George Svokos wrote on 2009-11-03 UTCExcellent ★★★★★
This is a fun, but tough variant that V.R. Parton developed in the 1950s. T.R. Dawson created a formidable piece in the nightrider. I suppose it should not come as a surprise that it is tough to win given that Parton was a great CV problematist. Fortunately we have 'Nightrider' chess even if T.R. Dawson did not invent it. The nightrider is a fascinating piece and probably made for very interesting problem solving (I am not as familiar with the grasshopper piece.) Too bad the nightrider has not been incorporated into ortho-chess (or 'Fischer Random Chess')since the bishops, rooks, and queen are all riders themselves. Other CV games or problems with the nightrider should be added to this site. To honor both Dawson and Parton, the CV website should create Java applets for 'Parton's Game' and 'Dawson's Chess.'

George Duke wrote on 2009-07-18 UTC
''I have never done anything 'useful'. No discovery of mine has made, or is likely to make, directly or indirectly, for good or ill, the least difference to the amenity of the world.'' --G.H. Hardy 'A Mathematician's Apology'  There are fewer variantists than there ever were. Every thinking person was a variantist in certain cosmopolitan areas and universities during 1920s, 1930s, and 1940s. Mentioning problemists at Charles Gilman's M&B05 reminds of T.R. Dawson. The link shows Dawson has 5520 fairies and 885 direct mates. Direct mates are Orthodox, like the premier puzzlist -- with Dudeney -- Sam Loyd specialized in direct mates when it came to Chess.  Until there is strong connection again between OrthoChess and CVers, the obscure languished field of CVs will remain static and continue to lose depth. The premier variantist Dawson has nary a rules-set, but invented NN here, Grasshopper, Maximummer, Vao, and addressed until his death in 1951 an interested public with them worldwide in his regular chess columns at mainstream 'British Chess Magazine'. The outpouring of eulogies testified to his reach when variants, so-called fairies, in chess were still popular. Of course Dawson's was bygone era before television, let alone Internet, and the general dumbing down.
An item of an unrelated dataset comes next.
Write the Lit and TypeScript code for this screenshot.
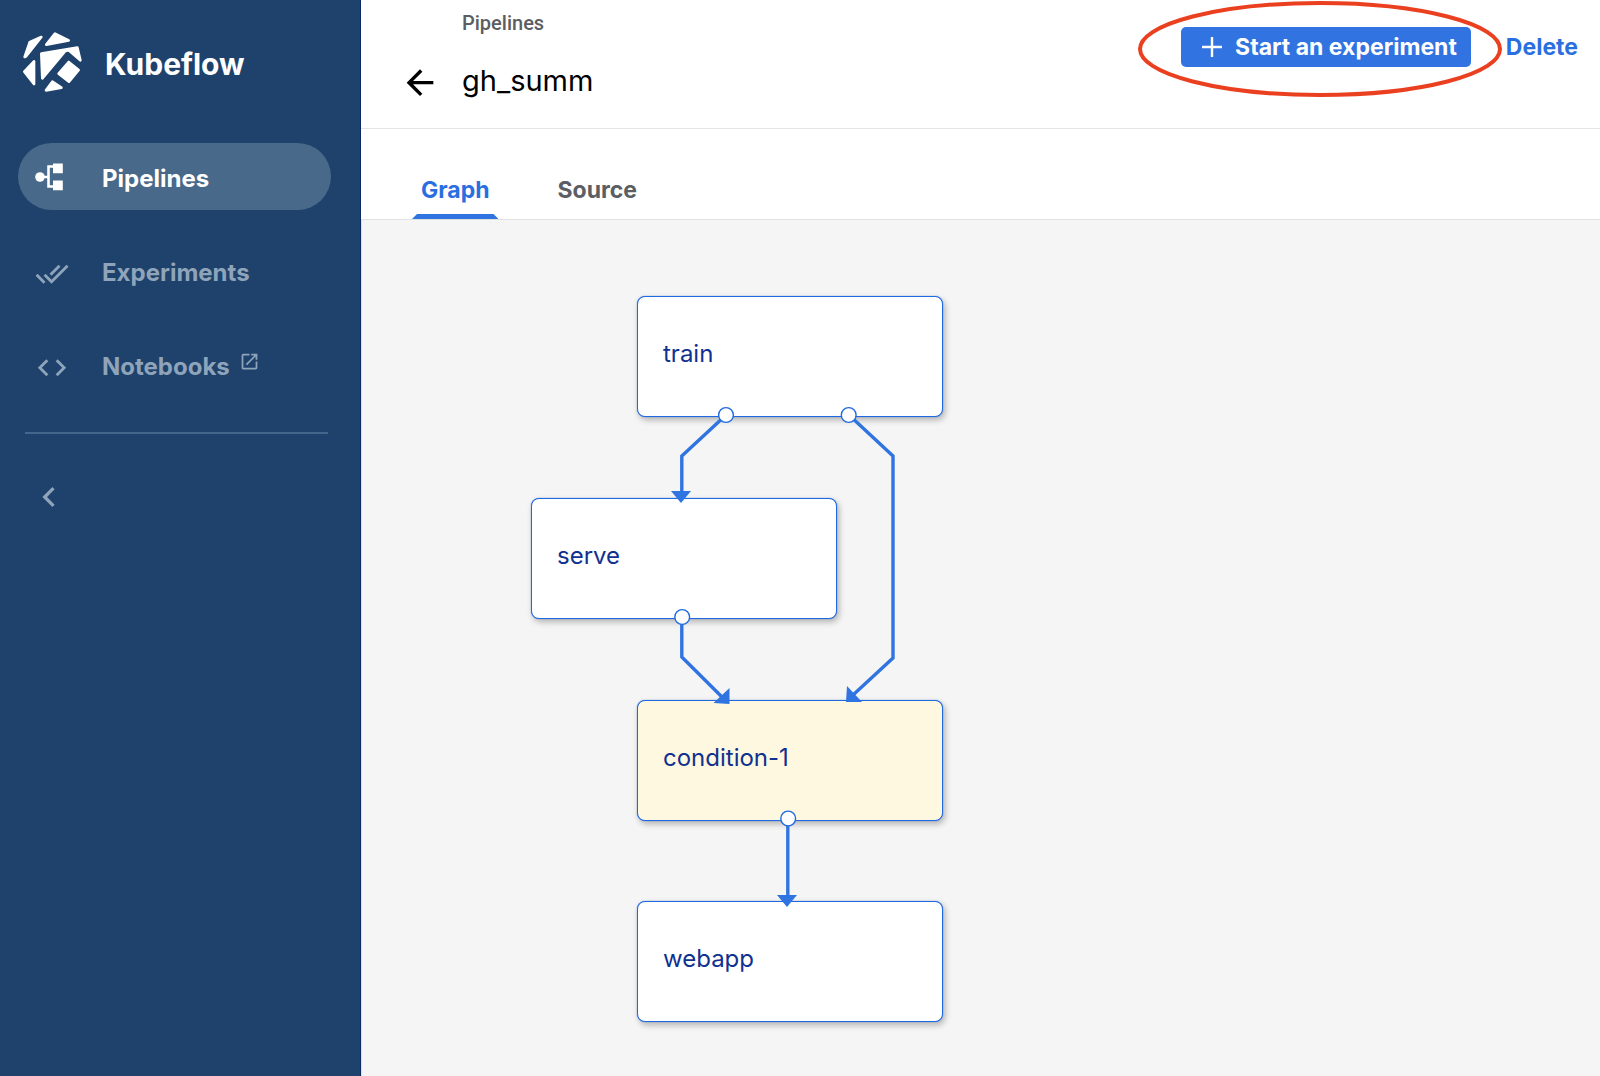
import {LitElement, html, svg, css} from 'lit';
import {customElement, property, state} from 'lit/decorators.js';
import {classMap} from 'lit/directives/class-map.js';
import {styleMap} from 'lit/directives/style-map.js';

interface NavItem {
  label: string;
  icon: unknown;
  external?: boolean;
}

const pipelineIcon = html`<svg viewBox="0 0 34 34" aria-hidden="true">
  <circle cx="5" cy="17" r="4.8" fill="currentColor"/>
  <path d="M8 17h5.5M19 6.5h-5.5v20H19" fill="none" stroke="currentColor" stroke-width="2.6"/>
  <path d="M18 3.5h9.8v9.8H18zM18 20.5h9.8v9.8H18z" fill="currentColor"/>
</svg>`;

const doneAllIcon = html`<svg viewBox="0 -2 24 24" aria-hidden="true">
  <path fill="currentColor" d="M18 7l-1.41-1.41-6.34 6.34 1.41 1.41L18 7zm4.24-1.41L11.66 16.17 7.48 12l-1.41 1.41L11.66 19l12-12-1.42-1.41zM.41 13.41L6 19l1.41-1.41L1.83 12 .41 13.41z"/>
</svg>`;

const codeIcon = html`<svg viewBox="0 -2 24 24" aria-hidden="true">
  <path fill="currentColor" d="M9.4 16.6L4.8 12l4.6-4.6L8 6l-6 6 6 6 1.4-1.4zm5.2 0l4.6-4.6-4.6-4.6L16 6l6 6-6 6-1.4-1.4z"/>
</svg>`;

const NAV: NavItem[] = [
  {label: 'Pipelines', icon: pipelineIcon},
  {label: 'Experiments', icon: doneAllIcon},
  {label: 'Notebooks', icon: codeIcon, external: true},
];

@customElement('kf-sidebar')
class KfSidebar extends LitElement {
  @property() current = 'Pipelines';

  static styles = css`
    :host {
      display: block;
      box-sizing: border-box;
      background: #1e426b;
      border-right: 1px solid #0a2a63;
      color: #8fa4ba;
    }
    .brand {
      display: flex;
      align-items: center;
      gap: 22px;
      padding: 31px 22px 50px;
      color: #fff;
      font-size: 30px;
      font-weight: 700;
    }
    .brand svg {
      width: 61px;
      height: 62px;
    }
    .text {
      padding-top: 4px;
    }
    .nav {
      display: flex;
      flex-direction: column;
      gap: 27px;
      padding: 0 29px 0 18px;
    }
    .item {
      display: flex;
      align-items: center;
      height: 67px;
      padding-left: 17px;
      border-radius: 34px;
      color: inherit;
      font-size: 24px;
      font-weight: 700;
      text-decoration: none;
    }
    .item svg {
      width: 34px;
      height: 34px;
      margin-right: 33px;
    }
    .item .external {
      width: 21px;
      height: 21px;
      margin: 0 0 6px 9px;
    }
    .active {
      background: #486989;
      color: #fff;
    }
    .divider {
      height: 2px;
      margin: 34px 32px 43px 25px;
      border: 0;
      background: #45668b;
    }
    .collapse {
      display: block;
      width: 40px;
      height: 40px;
      margin-left: 29px;
      padding: 0;
      border: 0;
      background: none;
      color: inherit;
    }
  `;

  render() {
    return html`
      <div class="brand">
        <svg viewBox="66 64 183 186" aria-hidden="true">
          <g fill="#fff" stroke="#fff" stroke-width="8" stroke-linejoin="round">
            <path d="M124 82L89 98L74 142L79 139Z"/>
            <path d="M165 72L206 92L139 105Z"/>
            <path d="M124 132L232 114L241 152L208 123Q202 121 196 124L127 206Z"/>
            <path d="M206 157L236 181L207 216L176 192Z"/>
            <path d="M102 155L73 186L102 223Z"/>
            <path d="M157 216L184 234L138 242Z"/>
          </g>
        </svg>
        <span class="text">Kubeflow</span>
      </div>
      <nav class="nav">
        ${NAV.map(
          (n) => html`<a
            href="#${n.label.toLowerCase()}"
            class=${classMap({item: true, active: n.label === this.current})}
            >${n.icon}<span class="text">${n.label}</span>${n.external
              ? html`<svg class="external" viewBox="0 0 24 24" aria-hidden="true">
                  <path fill="currentColor" d="M19 19H5V5h7V3H5c-1.11 0-2 .9-2 2v14c0 1.1.89 2 2 2h14c1.1 0 2-.9 2-2v-7h-2v7zM14 3v2h3.59l-9.83 9.83 1.41 1.41L19 6.41V10h2V3h-7z"/>
                </svg>`
              : ''}</a
          >`
        )}
      </nav>
      <hr class="divider" />
      <button class="collapse" aria-label="Collapse">
        <svg viewBox="0 0 24 24" aria-hidden="true">
          <path fill="currentColor" d="M15.41 7.41L14 6l-6 6 6 6 1.41-1.41L10.83 12z"/>
        </svg>
      </button>
    `;
  }
}

interface GraphNode {
  label: string;
  x: number;
  y: number;
  condition?: boolean;
}

const NODES: GraphNode[] = [
  {label: 'train', x: 275, y: 76},
  {label: 'serve', x: 169, y: 278},
  {label: 'condition-1', x: 275, y: 480, condition: true},
  {label: 'webapp', x: 275, y: 681},
];

const EDGES = [
  'M364 195L319.8 236V273',
  'M487 195L531 236V438L491 475',
  'M319.8 398V437L360 477',
  'M425.8 599V678',
];
const ARROWS = [
  'M309 271h20l-10 12z',
  'M485 466l-1 16h16z',
  'M367.5 468v16l-16-1z',
  'M415 675h20l-10 12z',
];
const PORTS = [
  [364, 195],
  [486.7, 195],
  [320.2, 397],
  [426.2, 598.5],
];

@customElement('kf-graph')
class KfGraph extends LitElement {
  static styles = css`
    :host {
      display: block;
      position: relative;
      min-height: 856px;
      background: #f5f5f5;
      border-left: 1px solid #dcdfe3;
    }
    .node {
      position: absolute;
      box-sizing: border-box;
      width: 306px;
      height: 121px;
      padding: 0 25px 6px;
      border: 1px solid #1f6ae0;
      border-radius: 8px;
      background: #fff;
      box-shadow: 0 0 1px #1f6ae0, 2px 3px 6px rgba(0, 0, 0, 0.28);
      color: #10318f;
      font: inherit;
      font-size: 24px;
      text-align: left;
    }
    .condition {
      background: #fef8e0;
    }
    .edges {
      position: absolute;
      inset: 0;
      width: 100%;
      height: 100%;
      pointer-events: none;
    }
    .line {
      fill: none;
      stroke: #2f74e0;
      stroke-width: 3.4;
    }
    .arrow {
      fill: #2f74e0;
    }
    .port {
      fill: #fff;
      stroke: #1f6ae0;
      stroke-width: 1.4;
    }
  `;

  render() {
    return html`
      ${NODES.map(
        (n) => html`<button
          class=${classMap({node: true, condition: !!n.condition})}
          style=${styleMap({left: `${n.x}px`, top: `${n.y}px`})}
        >
          ${n.label}
        </button>`
      )}
      <svg class="edges" aria-hidden="true">
        ${EDGES.map((d) => svg`<path class="line" d=${d} />`)}
        ${ARROWS.map((d) => svg`<path class="arrow" d=${d} />`)}
        ${PORTS.map(([x, y]) => svg`<circle class="port" cx=${x} cy=${y} r="7.4" />`)}
      </svg>
    `;
  }
}

@customElement('app-root')
class AppRoot extends LitElement {
  @state() private tab = 'Graph';

  static styles = css`
    :host {
      display: grid;
      grid-template-columns: 361px 1fr;
      min-height: 100vh;
      background: #fff;
      font-family: Inter, "Liberation Sans", sans-serif;
    }
    .main {
      display: flex;
      flex-direction: column;
      min-width: 0;
    }
    .header {
      display: flex;
      justify-content: space-between;
      align-items: flex-start;
      padding: 11px 22px 0 39px;
      min-height: 117px;
      border-bottom: 1px solid #e4e4e4;
    }
    .heading {
      display: grid;
      grid-template-columns: 40px auto;
      column-gap: 22px;
      row-gap: 26px;
      align-items: center;
    }
    .crumb {
      grid-column: 2;
      color: #5a5d61;
      font-family: Roboto, sans-serif;
      font-size: 20px;
      font-weight: 500;
      line-height: 24px;
      text-decoration: none;
    }
    .back {
      width: 40px;
      height: 40px;
      padding: 0;
      border: 0;
      background: none;
      color: #000;
    }
    .title {
      margin: 0;
      color: #000;
      font-size: 29px;
      font-weight: 400;
      line-height: 36px;
    }
    .actions {
      display: flex;
      gap: 35px;
      padding-top: 16px;
    }
    .highlight {
      position: relative;
    }
    .ring {
      position: absolute;
      left: -44px;
      top: -27px;
      width: 366px;
      height: 98px;
      pointer-events: none;
    }
    .start,
    .delete {
      display: flex;
      align-items: center;
      height: 40px;
      border: 0;
      font: inherit;
      font-size: 23px;
      font-weight: 700;
      white-space: nowrap;
    }
    .start {
      gap: 6px;
      padding: 0 14px;
      border-radius: 5px;
      background: #3173e0;
      color: #fff;
    }
    .start svg {
      width: 34px;
      height: 34px;
    }
    .delete {
      padding: 0;
      background: none;
      color: #2a6fe0;
    }
    .tabs {
      display: flex;
      gap: 50px;
      height: 90px;
      padding-left: 51px;
      border-bottom: 1px solid #e0e0e0;
    }
    .tab {
      position: relative;
      padding: 32px 9px 0;
      border: 0;
      background: none;
      color: #5b5e64;
      font: inherit;
      font-size: 23px;
      font-weight: 700;
    }
    .selected {
      color: #2a6fe0;
    }
    .selected::after {
      content: '';
      position: absolute;
      inset: auto 0 0;
      height: 5px;
      background: #2f74e0;
      clip-path: polygon(5px 0, calc(100% - 5px) 0, 100% 100%, 0 100%);
    }
    .graph {
      flex: 1;
    }
  `;

  render() {
    return html`
      <kf-sidebar></kf-sidebar>
      <main class="main">
        <header class="header">
          <div class="heading">
            <a class="crumb" href="#pipelines">Pipelines</a>
            <button class="back" aria-label="Back">
              <svg viewBox="0 -1 24 24" aria-hidden="true">
                <path fill="currentColor" d="M20 11H7.83l5.59-5.59L12 4l-8 8 8 8 1.41-1.41L7.83 13H20v-2z"/>
              </svg>
            </button>
            <h1 class="title">gh_summ</h1>
          </div>
          <div class="actions">
            <div class="highlight">
              <button class="start">
                <svg viewBox="0 0 24 24" aria-hidden="true">
                  <path d="M12 5v14M5 12h14" fill="none" stroke="currentColor" stroke-width="1.7"/>
                </svg>
                Start an experiment
              </button>
              <svg class="ring" viewBox="0 0 366 98" aria-hidden="true">
                <ellipse cx="183" cy="49" rx="180" ry="46" fill="none" stroke="#ea4020" stroke-width="4"/>
              </svg>
            </div>
            <button class="delete">Delete</button>
          </div>
        </header>
        <div class="tabs" role="tablist">
          ${['Graph', 'Source'].map(
            (t) => html`<button
              role="tab"
              aria-selected=${t === this.tab ? 'true' : 'false'}
              class=${classMap({tab: true, selected: t === this.tab})}
              @click=${() => (this.tab = t)}
            >
              ${t}
            </button>`
          )}
        </div>
        <kf-graph class="graph"></kf-graph>
      </main>
    `;
  }
}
David Paulowich wrote on 2008-03-01 UTC

'The grasshopper was invented in 1912 by the well known fairy chess problems composer T. R. Dawson from Britain. It is one of the two most used fairy chess pieces in problems; probably tens of thousands fairy chess problems have been composed using the grasshopper.'

A chess variant featuring grasshoppers has also been invented: Grasshopper Chess.

Tom Davis wrote on 2008-03-01 UTC
The article states 'The Nightrider is one of the two most popular fairy chess pieces by chess problemists'. Could the author please add ', the other being the ________'? Thanks.

Anonymous wrote on 2005-02-19 UTC
Nightriders can give rise to some interesting chess situations. For
White: Kd2, Pe2
Black: Kg8, Rd8, Nh7, Pd4
Black to move (N=nightrider)

1. ... Nf6+
2. e4  dxe3(e.p)+++
Which results in an unprecedented triple check.

Example #2:
White: Ke4, Rc4, Ne1, Nf2, Pf4, Pg5
Black: Ke6, Qa3, Rd7, Re7, Pf7, Pg6
White to move

1. Nc2+ Kd6+
2. Kd4+ Ke6+
3. Ke4+ Kd6+
4. Kd4+ Ke6+
5. Ke4+ Kd6+
This results in forced mutual perpetual check, which means that the
players have no choice but to continue delivering checks indefinitely,
unless the draw-by-repetition rule is invoked.

Charles Gilman wrote on 2003-06-08 UTC
Here are two more ideas for puns on (K)night: Sennight, meaning a week of seven days, for the piece cmomonly called a Knight in hexagonal Chess, a root 7 leaper; and Fortnight, meaning two weeks, for the 3:2:1 leaper (leap length root 14) of 3d Chess. The latter is especially apt, 321 being the year of the Christian Era when days of the week were first given names rather than just numbered. Both are also in keeping with the punning Sexton for the 2:1:1 (root 6) leaper.